• Task objective: Where the string "TypeScript" occurs in the material below, report the whole line.

• Raw records:

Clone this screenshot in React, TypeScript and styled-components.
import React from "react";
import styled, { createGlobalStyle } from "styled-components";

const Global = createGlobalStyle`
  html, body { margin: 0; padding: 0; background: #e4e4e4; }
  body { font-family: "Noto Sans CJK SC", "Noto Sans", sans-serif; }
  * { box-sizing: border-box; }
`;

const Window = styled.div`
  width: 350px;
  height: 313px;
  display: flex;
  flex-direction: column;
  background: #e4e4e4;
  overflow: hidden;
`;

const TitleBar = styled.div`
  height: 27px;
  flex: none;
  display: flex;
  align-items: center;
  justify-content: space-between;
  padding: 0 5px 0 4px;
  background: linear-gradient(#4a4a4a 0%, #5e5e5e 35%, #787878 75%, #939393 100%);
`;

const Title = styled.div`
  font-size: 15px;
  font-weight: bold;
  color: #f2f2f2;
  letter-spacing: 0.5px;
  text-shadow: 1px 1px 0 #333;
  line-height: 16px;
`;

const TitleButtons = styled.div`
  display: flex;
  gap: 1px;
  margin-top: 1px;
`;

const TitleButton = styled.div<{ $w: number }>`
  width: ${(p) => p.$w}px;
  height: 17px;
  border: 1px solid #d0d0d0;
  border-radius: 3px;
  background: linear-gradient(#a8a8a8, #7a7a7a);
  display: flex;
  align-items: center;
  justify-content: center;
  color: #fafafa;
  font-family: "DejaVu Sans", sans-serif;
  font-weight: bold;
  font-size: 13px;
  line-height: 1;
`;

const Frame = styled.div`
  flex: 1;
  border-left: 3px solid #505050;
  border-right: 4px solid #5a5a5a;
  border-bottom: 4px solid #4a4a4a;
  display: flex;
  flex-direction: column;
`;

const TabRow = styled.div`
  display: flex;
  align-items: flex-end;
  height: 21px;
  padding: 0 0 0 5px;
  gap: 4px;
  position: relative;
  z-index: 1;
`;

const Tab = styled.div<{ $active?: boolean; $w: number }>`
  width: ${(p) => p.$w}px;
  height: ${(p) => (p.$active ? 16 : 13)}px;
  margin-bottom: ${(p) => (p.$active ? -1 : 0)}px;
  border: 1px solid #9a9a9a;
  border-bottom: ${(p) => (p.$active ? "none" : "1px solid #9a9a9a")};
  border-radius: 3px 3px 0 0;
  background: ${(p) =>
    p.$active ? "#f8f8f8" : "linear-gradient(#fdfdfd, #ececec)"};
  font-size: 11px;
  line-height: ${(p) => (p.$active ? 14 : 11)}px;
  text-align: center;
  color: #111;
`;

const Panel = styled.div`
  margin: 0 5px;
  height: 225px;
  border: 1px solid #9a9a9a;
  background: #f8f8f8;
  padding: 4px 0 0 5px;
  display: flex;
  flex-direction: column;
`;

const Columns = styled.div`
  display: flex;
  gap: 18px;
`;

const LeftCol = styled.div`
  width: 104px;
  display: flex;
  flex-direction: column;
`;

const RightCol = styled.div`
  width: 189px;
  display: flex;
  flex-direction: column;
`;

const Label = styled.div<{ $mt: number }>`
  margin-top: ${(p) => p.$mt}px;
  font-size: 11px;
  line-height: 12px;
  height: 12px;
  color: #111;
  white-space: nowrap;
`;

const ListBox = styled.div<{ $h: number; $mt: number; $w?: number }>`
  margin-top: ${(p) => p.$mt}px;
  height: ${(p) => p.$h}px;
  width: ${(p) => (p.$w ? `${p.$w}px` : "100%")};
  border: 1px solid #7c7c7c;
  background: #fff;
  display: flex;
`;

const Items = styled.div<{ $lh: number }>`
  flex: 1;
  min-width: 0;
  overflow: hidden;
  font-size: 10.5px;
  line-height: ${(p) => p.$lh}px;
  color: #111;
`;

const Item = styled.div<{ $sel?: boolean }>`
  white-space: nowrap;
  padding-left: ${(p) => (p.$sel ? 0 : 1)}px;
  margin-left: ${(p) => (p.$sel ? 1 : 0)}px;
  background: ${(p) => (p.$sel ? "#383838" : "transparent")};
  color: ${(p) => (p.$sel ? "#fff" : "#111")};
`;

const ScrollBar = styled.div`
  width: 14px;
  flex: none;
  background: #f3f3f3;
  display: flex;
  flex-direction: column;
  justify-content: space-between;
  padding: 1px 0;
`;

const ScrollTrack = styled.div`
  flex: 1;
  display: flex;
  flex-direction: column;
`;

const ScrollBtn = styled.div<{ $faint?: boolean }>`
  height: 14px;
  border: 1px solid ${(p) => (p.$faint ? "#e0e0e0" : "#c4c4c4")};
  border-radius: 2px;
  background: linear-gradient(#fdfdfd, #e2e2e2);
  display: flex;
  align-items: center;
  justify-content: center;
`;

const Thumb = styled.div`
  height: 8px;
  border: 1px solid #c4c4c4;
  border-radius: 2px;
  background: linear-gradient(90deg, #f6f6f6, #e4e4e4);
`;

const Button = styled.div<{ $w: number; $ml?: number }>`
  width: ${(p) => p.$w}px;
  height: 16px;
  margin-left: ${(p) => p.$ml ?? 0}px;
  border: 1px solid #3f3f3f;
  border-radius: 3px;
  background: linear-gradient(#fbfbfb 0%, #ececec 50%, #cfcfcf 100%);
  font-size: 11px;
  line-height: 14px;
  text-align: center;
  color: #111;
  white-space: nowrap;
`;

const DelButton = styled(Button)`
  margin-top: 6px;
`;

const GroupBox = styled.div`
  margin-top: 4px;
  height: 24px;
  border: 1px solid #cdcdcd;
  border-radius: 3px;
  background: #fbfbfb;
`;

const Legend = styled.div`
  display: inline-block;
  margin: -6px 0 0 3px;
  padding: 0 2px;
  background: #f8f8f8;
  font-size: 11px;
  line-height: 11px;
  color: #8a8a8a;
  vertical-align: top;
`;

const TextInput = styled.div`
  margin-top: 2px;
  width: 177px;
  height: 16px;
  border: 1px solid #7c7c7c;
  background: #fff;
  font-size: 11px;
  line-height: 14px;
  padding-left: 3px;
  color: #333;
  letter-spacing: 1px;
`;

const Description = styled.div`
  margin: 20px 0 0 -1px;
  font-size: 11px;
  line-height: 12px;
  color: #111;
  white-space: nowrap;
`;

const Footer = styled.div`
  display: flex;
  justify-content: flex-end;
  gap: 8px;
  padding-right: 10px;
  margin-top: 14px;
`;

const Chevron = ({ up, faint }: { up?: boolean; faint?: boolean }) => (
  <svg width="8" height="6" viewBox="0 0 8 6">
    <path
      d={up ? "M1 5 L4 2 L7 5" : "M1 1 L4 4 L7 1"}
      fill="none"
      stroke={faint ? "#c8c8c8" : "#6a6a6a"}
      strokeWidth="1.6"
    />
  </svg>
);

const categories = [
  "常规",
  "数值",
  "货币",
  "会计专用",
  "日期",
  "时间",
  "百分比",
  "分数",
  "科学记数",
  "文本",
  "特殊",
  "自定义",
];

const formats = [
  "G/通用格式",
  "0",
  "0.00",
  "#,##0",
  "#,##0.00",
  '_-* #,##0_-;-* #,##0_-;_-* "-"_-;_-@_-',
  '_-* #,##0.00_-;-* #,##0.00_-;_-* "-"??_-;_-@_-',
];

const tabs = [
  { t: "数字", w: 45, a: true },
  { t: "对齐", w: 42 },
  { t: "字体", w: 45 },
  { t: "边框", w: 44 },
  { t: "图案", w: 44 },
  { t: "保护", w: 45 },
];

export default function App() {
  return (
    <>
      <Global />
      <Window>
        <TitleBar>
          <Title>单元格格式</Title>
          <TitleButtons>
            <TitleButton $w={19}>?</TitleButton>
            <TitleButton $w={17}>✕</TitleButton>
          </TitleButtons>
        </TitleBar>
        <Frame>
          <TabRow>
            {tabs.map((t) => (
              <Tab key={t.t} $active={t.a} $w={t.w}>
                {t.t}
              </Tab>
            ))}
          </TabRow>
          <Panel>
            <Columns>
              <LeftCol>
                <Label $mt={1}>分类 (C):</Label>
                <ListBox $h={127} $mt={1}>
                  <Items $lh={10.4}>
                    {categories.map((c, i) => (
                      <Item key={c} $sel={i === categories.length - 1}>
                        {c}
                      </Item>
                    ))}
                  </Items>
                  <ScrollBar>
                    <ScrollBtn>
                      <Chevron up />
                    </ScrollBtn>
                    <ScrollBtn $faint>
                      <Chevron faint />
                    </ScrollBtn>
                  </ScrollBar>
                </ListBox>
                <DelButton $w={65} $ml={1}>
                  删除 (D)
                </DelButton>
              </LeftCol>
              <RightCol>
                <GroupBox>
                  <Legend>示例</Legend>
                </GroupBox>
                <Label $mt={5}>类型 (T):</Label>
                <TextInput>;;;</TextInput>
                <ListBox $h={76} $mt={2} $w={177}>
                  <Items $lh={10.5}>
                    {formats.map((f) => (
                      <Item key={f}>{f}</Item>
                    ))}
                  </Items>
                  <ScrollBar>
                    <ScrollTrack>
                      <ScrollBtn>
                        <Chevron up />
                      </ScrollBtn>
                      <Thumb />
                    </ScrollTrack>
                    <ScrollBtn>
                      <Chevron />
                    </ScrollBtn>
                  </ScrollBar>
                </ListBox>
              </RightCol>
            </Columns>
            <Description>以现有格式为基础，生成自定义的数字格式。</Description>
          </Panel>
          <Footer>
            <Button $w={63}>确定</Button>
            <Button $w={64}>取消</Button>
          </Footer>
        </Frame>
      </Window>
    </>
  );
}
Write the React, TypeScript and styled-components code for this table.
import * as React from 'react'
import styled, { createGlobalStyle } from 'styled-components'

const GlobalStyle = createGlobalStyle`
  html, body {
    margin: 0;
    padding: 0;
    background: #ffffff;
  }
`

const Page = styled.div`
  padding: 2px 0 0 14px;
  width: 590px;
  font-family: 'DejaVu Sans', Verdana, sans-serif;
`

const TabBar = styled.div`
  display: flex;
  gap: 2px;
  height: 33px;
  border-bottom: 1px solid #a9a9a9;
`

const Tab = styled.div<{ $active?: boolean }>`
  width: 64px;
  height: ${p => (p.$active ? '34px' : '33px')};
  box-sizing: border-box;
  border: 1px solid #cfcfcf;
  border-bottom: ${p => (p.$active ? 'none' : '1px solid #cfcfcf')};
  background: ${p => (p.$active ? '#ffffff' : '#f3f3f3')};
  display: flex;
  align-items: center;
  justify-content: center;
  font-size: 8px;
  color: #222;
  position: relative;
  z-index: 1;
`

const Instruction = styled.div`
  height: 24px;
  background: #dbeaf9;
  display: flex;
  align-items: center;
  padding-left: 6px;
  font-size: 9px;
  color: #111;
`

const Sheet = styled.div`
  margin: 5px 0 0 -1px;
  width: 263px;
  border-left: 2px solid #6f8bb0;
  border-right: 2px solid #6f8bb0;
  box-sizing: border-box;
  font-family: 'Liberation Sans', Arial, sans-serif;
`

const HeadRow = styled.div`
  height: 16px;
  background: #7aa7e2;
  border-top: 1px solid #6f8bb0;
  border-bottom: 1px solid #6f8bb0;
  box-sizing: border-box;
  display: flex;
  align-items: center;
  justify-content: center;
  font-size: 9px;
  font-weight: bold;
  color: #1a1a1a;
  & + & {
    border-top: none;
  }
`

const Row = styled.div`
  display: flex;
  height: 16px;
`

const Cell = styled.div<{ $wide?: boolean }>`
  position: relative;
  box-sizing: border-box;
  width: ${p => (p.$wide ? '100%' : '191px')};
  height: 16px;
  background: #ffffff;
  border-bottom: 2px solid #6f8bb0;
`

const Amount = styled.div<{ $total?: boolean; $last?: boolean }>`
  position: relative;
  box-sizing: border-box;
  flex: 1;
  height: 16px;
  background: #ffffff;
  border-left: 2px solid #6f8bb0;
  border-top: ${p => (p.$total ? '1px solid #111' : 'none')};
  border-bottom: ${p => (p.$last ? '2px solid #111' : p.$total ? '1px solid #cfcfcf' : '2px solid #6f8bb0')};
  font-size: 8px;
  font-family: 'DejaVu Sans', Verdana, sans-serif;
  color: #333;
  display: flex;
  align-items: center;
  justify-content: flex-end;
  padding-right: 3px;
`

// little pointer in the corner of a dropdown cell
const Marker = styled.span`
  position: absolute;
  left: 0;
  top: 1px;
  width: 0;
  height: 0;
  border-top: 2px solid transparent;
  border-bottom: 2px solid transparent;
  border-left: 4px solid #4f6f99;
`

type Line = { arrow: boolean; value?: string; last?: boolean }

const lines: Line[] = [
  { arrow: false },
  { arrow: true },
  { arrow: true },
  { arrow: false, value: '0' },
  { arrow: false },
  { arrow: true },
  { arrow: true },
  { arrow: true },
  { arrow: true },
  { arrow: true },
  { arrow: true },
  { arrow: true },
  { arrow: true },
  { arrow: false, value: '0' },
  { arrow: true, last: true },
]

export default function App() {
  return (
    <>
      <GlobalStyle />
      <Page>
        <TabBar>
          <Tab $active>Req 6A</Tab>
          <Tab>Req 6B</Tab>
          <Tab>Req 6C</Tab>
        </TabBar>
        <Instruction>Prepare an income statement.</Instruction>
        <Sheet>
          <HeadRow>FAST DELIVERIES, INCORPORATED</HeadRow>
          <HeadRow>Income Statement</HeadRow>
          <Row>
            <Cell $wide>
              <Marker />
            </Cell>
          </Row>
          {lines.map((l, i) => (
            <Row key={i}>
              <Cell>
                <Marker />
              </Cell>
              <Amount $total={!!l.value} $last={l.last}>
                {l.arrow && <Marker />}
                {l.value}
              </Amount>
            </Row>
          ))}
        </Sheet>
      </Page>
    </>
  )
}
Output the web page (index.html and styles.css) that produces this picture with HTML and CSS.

• Reply to the task:
Clone this screenshot in React, TypeScript and styled-components.
Write the React, TypeScript and styled-components code for this table.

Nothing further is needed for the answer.